Fonctionnant 24 heures sur 24, sept jours sur sept, totalement gratuitement, le centre d’appel de crise reçoit environ 100 000 appels par an (plus de 10 millions en trente ans), et ce chiffre ne cesse d’augmenter. Car aux problèmes « classiques » de l’enfance et de l’adolescence sont venus se greffer des angoisses liées à la situation du monde tel qu’il est, comme le note Radek Dudáš, président du conseil d’administration :
« Au début, lorsque la ligne a été créée, les problèmes concernaient surtout les problèmes de cœur, les relations avec les camarades, les situations familiales et l’adolescence, le passage à l’âge adulte. Cependant, au cours des huit dernières années, tout cela a changé de manière spectaculaire, avec une prévalence des problèmes psychologiques, qui représentent désormais plus d’un tiers de tous les sujets pour lesquels nous sommes sollicités.
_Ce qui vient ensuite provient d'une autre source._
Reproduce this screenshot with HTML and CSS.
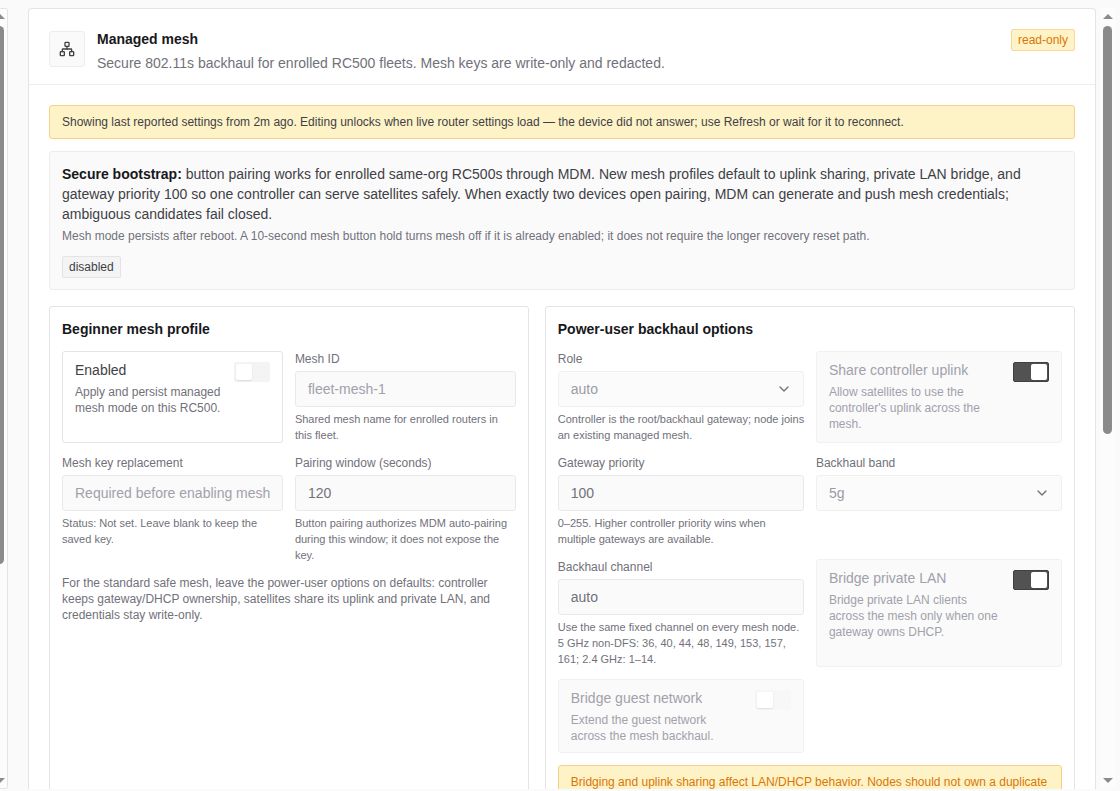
FILE: index.html
```html
<!DOCTYPE html>
<html lang="en">
<head>
    <meta charset="UTF-8">
    <meta name="viewport" content="width=device-width, initial-scale=1.0">
    <title>Managed mesh</title>
    <link rel="stylesheet" href="styles.css">
</head>
<body>
    <div class="shell">
        <aside class="side">
            <div class="scrollbar">
                <span class="arrow up"></span>
                <span class="thumb thumb-side"></span>
                <span class="arrow down"></span>
            </div>
        </aside>

        <main class="card">
            <header class="card-header">
                <div class="icon-box">
                    <svg width="16" height="16" viewBox="0 0 24 24" fill="none" stroke="currentColor" stroke-width="2" stroke-linecap="round" stroke-linejoin="round" aria-hidden="true">
                        <rect x="16" y="16" width="6" height="6" rx="1"/>
                        <rect x="2" y="16" width="6" height="6" rx="1"/>
                        <rect x="9" y="2" width="6" height="6" rx="1"/>
                        <path d="M5 16v-3a1 1 0 0 1 1-1h12a1 1 0 0 1 1 1v3"/>
                        <path d="M12 12V8"/>
                    </svg>
                </div>
                <div class="heading">
                    <h1>Managed mesh</h1>
                    <p>Secure 802.11s backhaul for enrolled RC500 fleets. Mesh keys are write-only and redacted.</p>
                </div>
                <span class="badge badge-warning">read-only</span>
            </header>

            <div class="card-body">
                <div class="notice">Showing last reported settings from 2m ago. Editing unlocks when live router settings load — the device did not answer; use Refresh or wait for it to reconnect.</div>

                <section class="summary">
                    <p class="lead"><strong>Secure bootstrap:</strong> button pairing works for enrolled same-org RC500s through MDM. New mesh profiles default to uplink sharing, private LAN bridge, and gateway priority 100 so one controller can serve satellites safely. When exactly two devices open pairing, MDM can generate and push mesh credentials; ambiguous candidates fail closed.</p>
                    <p class="note">Mesh mode persists after reboot. A 10-second mesh button hold turns mesh off if it is already enabled; it does not require the longer recovery reset path.</p>
                    <span class="badge">disabled</span>
                </section>

                <div class="panels">
                    <section class="panel">
                        <h2>Beginner mesh profile</h2>
                        <div class="fields">
                            <div class="toggle">
                                <label for="enabled">
                                    <span class="toggle-title">Enabled</span>
                                    <span class="toggle-text">Apply and persist managed mesh mode on this RC500.</span>
                                </label>
                                <input type="checkbox" id="enabled" class="switch">
                            </div>
                            <div class="field">
                                <label for="mesh-id">Mesh ID</label>
                                <input type="text" id="mesh-id" class="control" placeholder="fleet-mesh-1" disabled>
                                <p class="help">Shared mesh name for enrolled routers in this fleet.</p>
                            </div>
                            <div class="field">
                                <label for="mesh-key">Mesh key replacement</label>
                                <input type="password" id="mesh-key" class="control" placeholder="Required before enabling mesh" disabled>
                                <p class="help">Status: Not set. Leave blank to keep the saved key.</p>
                            </div>
                            <div class="field">
                                <label for="pairing">Pairing window (seconds)</label>
                                <input type="number" id="pairing" class="control" value="120" disabled>
                                <p class="help">Button pairing authorizes MDM auto-pairing during this window; it does not expose the key.</p>
                            </div>
                        </div>
                        <p class="note">For the standard safe mesh, leave the power-user options on defaults: controller keeps gateway/DHCP ownership, satellites share its uplink and private LAN, and credentials stay write-only.</p>
                    </section>

                    <section class="panel">
                        <h2>Power-user backhaul options</h2>
                        <div class="fields">
                            <div class="field">
                                <label for="role">Role</label>
                                <div class="select">
                                    <select id="role" class="control" disabled>
                                        <option>auto</option>
                                    </select>
                                    <svg class="chevron" viewBox="0 0 24 24" aria-hidden="true"><path d="m6 9 6 6 6-6"/></svg>
                                </div>
                                <p class="help">Controller is the root/backhaul gateway; node joins an existing managed mesh.</p>
                            </div>
                            <div class="toggle is-disabled">
                                <label for="uplink">
                                    <span class="toggle-title">Share controller uplink</span>
                                    <span class="toggle-text">Allow satellites to use the controller's uplink across the mesh.</span>
                                </label>
                                <input type="checkbox" id="uplink" class="switch" checked disabled>
                            </div>
                            <div class="field">
                                <label for="priority">Gateway priority</label>
                                <input type="number" id="priority" class="control" value="100" disabled>
                                <p class="help">0–255. Higher controller priority wins when multiple gateways are available.</p>
                            </div>
                            <div class="field">
                                <label for="band">Backhaul band</label>
                                <div class="select">
                                    <select id="band" class="control" disabled>
                                        <option>5g</option>
                                    </select>
                                    <svg class="chevron" viewBox="0 0 24 24" aria-hidden="true"><path d="m6 9 6 6 6-6"/></svg>
                                </div>
                            </div>
                            <div class="field">
                                <label for="channel">Backhaul channel</label>
                                <input type="text" id="channel" class="control" value="auto" disabled>
                                <p class="help">Use the same fixed channel on every mesh node. 5 GHz non-DFS: 36, 40, 44, 48, 149, 153, 157, 161; 2.4 GHz: 1–14.</p>
                            </div>
                            <div class="toggle is-disabled">
                                <label for="bridge-lan">
                                    <span class="toggle-title">Bridge private LAN</span>
                                    <span class="toggle-text">Bridge private LAN clients across the mesh only when one gateway owns DHCP.</span>
                                </label>
                                <input type="checkbox" id="bridge-lan" class="switch" checked disabled>
                            </div>
                            <div class="toggle is-disabled">
                                <label for="bridge-guest">
                                    <span class="toggle-title">Bridge guest network</span>
                                    <span class="toggle-text">Extend the guest network across the mesh backhaul.</span>
                                </label>
                                <input type="checkbox" id="bridge-guest" class="switch" disabled>
                            </div>
                        </div>
                        <div class="notice notice-warning">Bridging and uplink sharing affect LAN/DHCP behavior. Nodes should not own a duplicate</div>
                    </section>
                </div>
            </div>
        </main>

        <div class="scrollbar">
            <span class="arrow up"></span>
            <span class="thumb thumb-main"></span>
            <span class="arrow down"></span>
        </div>
    </div>
</body>
</html>
```
FILE: styles.css
```css
* {
    box-sizing: border-box;
}

body {
    margin: 0;
    background-color: #fafafa;
    color: #3f3f46;
    font-family: "Liberation Sans", Arial, sans-serif;
    font-size: 14px;
    line-height: 20px;
}

h1, h2, p {
    margin: 0;
    font-size: 14px;
}

h1, h2, strong {
    color: #18181b;
    font-weight: bold;
}

.shell {
    display: flex;
    height: 100vh;
    padding: 8px 5px 2px 0;
    overflow: hidden;
}

/* right edge of the side column */
.side {
    display: flex;
    justify-content: flex-end;
    flex: none;
    width: 8px;
    margin-right: 20px;
    border: 1px solid #e4e4e7;
    border-left: none;
    border-radius: 0 3px 3px 0;
    overflow: hidden;
}

/* scrollbars */
.scrollbar {
    display: flex;
    flex-direction: column;
    align-items: center;
    flex: none;
    width: 15px;
    padding: 6px 0;
    background-color: #fcfcfc;
}

.side .scrollbar {
    padding: 5px 0;
}

.arrow {
    border: 5px solid transparent;
}

.arrow.up {
    border-top: none;
    border-bottom-color: #8b8b8b;
}

.arrow.down {
    margin-top: auto;
    border-bottom: none;
    border-top-color: #8b8b8b;
}

.thumb {
    width: 9px;
    margin-top: 7px;
    border-radius: 5px;
    background-color: #8b8b8b;
}

.thumb-main {
    height: 53%;
}

.thumb-side {
    height: 70%;
}

/* card */
.card {
    flex: 1;
    min-width: 0;
    margin-right: 4px;
    border: 1px solid #e4e4e7;
    border-bottom: none;
    border-radius: 4px 4px 0 0;
    background-color: #fff;
    overflow: hidden;
}

.card-header {
    display: flex;
    align-items: flex-start;
    gap: 12px;
    padding: 20px 20px 11px;
    border-bottom: 1px solid #ededef;
}

.icon-box {
    display: flex;
    align-items: center;
    justify-content: center;
    width: 36px;
    height: 36px;
    margin-top: 2px;
    border: 1px solid #ededef;
    border-radius: 3px;
    background-color: #fafafa;
}

.heading {
    flex: 1;
}

.heading p {
    margin-top: 4px;
    color: #71717a;
}

.badge {
    display: inline-block;
    padding: 2px 6px;
    border: 1px solid #e4e4e7;
    border-radius: 2px;
    background-color: #f4f4f5;
    font-size: 12px;
    line-height: 16px;
}

.badge-warning {
    border-color: #fad897;
    background-color: #fef3c7;
    color: #d97706;
}

.card-body {
    padding: 20px;
}

.notice {
    padding: 8px 12px;
    border: 1px solid #f5d08a;
    border-radius: 3px;
    background-color: #fef3c7;
    font-size: 12px;
    line-height: 16px;
}

.notice-warning {
    margin-top: 12px;
    color: #d97706;
}

.note {
    color: #71717a;
    font-size: 12px;
    line-height: 16px;
}

.summary {
    display: flex;
    flex-direction: column;
    align-items: flex-start;
    margin-top: 12px;
    padding: 12px 12px 11px;
    border: 1px solid #ededef;
    border-radius: 3px;
    background-color: #fafafa;
}

.summary .note {
    margin: 4px 0 12px;
}

/* panels */
.panels {
    display: grid;
    grid-template-columns: 95fr 105fr;
    gap: 16px;
    margin-top: 16px;
}

.panel {
    min-height: 560px;
    padding: 12px;
    border: 1px solid #e4e4e7;
    border-radius: 3px;
}

.panel > .note {
    margin-top: 12px;
}

.fields {
    display: grid;
    grid-template-columns: 1fr 1fr;
    gap: 12px;
    margin-top: 12px;
}

.field {
    display: flex;
    flex-direction: column;
    gap: 4px;
    min-width: 0;
}

.field label {
    color: #71717a;
    font-size: 12px;
    line-height: 16px;
}

.control {
    width: 100%;
    height: 36px;
    margin: 0;
    padding: 0 12px;
    border: 1px solid #e9e9eb;
    border-radius: 3px;
    background-color: #fafafa;
    color: #71717a;
    font-family: inherit;
    font-size: 14px;
    appearance: none;
}

.control::placeholder {
    color: #a1a1aa;
}

.select {
    position: relative;
}

.select .control {
    display: block;
    opacity: 0.7;
}

.chevron {
    position: absolute;
    top: 10px;
    right: 12px;
    width: 16px;
    height: 16px;
    fill: none;
    stroke: #71717a;
    stroke-width: 2;
    stroke-linecap: round;
    stroke-linejoin: round;
    pointer-events: none;
}

.help {
    margin-right: -2px;
    color: #71717a;
    font-size: 11px;
    line-height: 16px;
}

/* toggles */
.toggle {
    display: flex;
    align-items: flex-start;
    justify-content: space-between;
    gap: 12px;
    padding: 8px 12px;
    border: 1px solid #e4e4e7;
    border-radius: 3px;
}

.toggle-title,
.toggle-text {
    display: block;
}

.toggle-text {
    margin-top: 4px;
    color: #71717a;
    font-size: 12px;
    line-height: 16px;
}

.switch {
    flex: none;
    width: 36px;
    height: 20px;
    margin: 2px 0 0;
    padding: 2px;
    border-radius: 2px;
    background-color: #f4f4f5;
    appearance: none;
}

.switch::before {
    content: "";
    display: block;
    width: 16px;
    height: 16px;
    border-radius: 2px;
    background-color: #fff;
    box-shadow: 0 1px 2px rgba(0, 0, 0, 0.1);
}

.switch:checked {
    border: 1px solid #404040;
    padding: 1px;
    background-color: #525252;
}

.switch:checked::before {
    margin-left: auto;
}

.is-disabled {
    border-color: #f1f1f3;
    background-color: #fafafa;
}

.is-disabled .switch:not(:checked) {
    background-color: #f7f7f8;
}

.is-disabled .toggle-title,
.is-disabled .toggle-text {
    color: #a1a1aa;
}
```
Les mutilations et les pensées suicidaires sont autant de thèmes sous-jacents que sont venus renforcer les craintes liées au Covid-19, l’insécurité économique et la guerre en Ukraine. Je tiens à remercier chaleureusement notre équipe d’experts, qui est naturellement de plus en plus sollicitée en raison de la gravité des sujets, pour avoir si bien géré la situation. »
Les problèmes de harcèlement – tout particulièrement à l’école, ce lieu de sociabilité qui favorise ce type de comportements – sont également au cœur du travail des consultants de Linka bezpečí. Une étude réalisée en 2020 dans 19 pays de l’Union européenne a montré que 59 % des jeunes Tchèques âgés de 11 à 17 ans ont reçu des messages négatifs ou haineux. À titre de comparaison, en Pologne, moins de la moitié des enfants ont été confrontés à de tels commentaires, tandis qu’en France, ils n’étaient qu’un cinquième. Le harcèlement suscite de plus en plus d’inquiétudes, en particulier au début de l’année scolaire, et les incidents auraient tendance à augmenter de 13 % par an. Pour Radek Dudáš, réagir aux problèmes des jeunes est nécessaire, mais les anticiper en amont s’avère plus que nécessaire :
« Nous constatons que ce que nous faisons n’est pas suffisant, c’est pourquoi nous souhaitons aller beaucoup plus loin dans le domaine de la prévention. Cette année, nous menons campagne de sensibilisation. D’une part, pour toucher un nombre bien plus important d’enfants confrontés à ces problèmes et, d’autre part, pour s’attaquer à ces problèmes et toucher ces enfants plus tôt. C’est pourquoi nous avons également lancé il y a quelques années un service de conseil sur notre site web, linkabezpeci.cz qui recueille environ 850 000 visites par an. Et depuis 2011, nous essayons d’informer les enfants directement au sein de la collectivité. Au début, c’était dans les salles de classe, mais depuis peu, les clubs de sport y participent aussi. En 2023, nous avons touché environ 8 000 enfants de cette manière. »
A l’occasion de son 30e anniversaire, l’organisation a en effet lancé une campagne intitulée « Soyons attentifs » qui vise à inciter le grand public globalement, et les parents des enfants plus particulièrement, à ne pas négliger les petites choses qui sont parfois annonciatrices d’un malaise plus profond. Déceler les signes précoces de problèmes graves tels que les troubles alimentaires, les scarifications ou les tendances suicidaires, à partir de changements dans les habitudes alimentaires, de l’apparition de blessures fréquentes aux mains ou de mentions dans les cahiers sur le sens de la vie, permet, rappellent les experts, une prise en charge des enfants et adolescents bien plus efficace quand elle est réalisée à temps.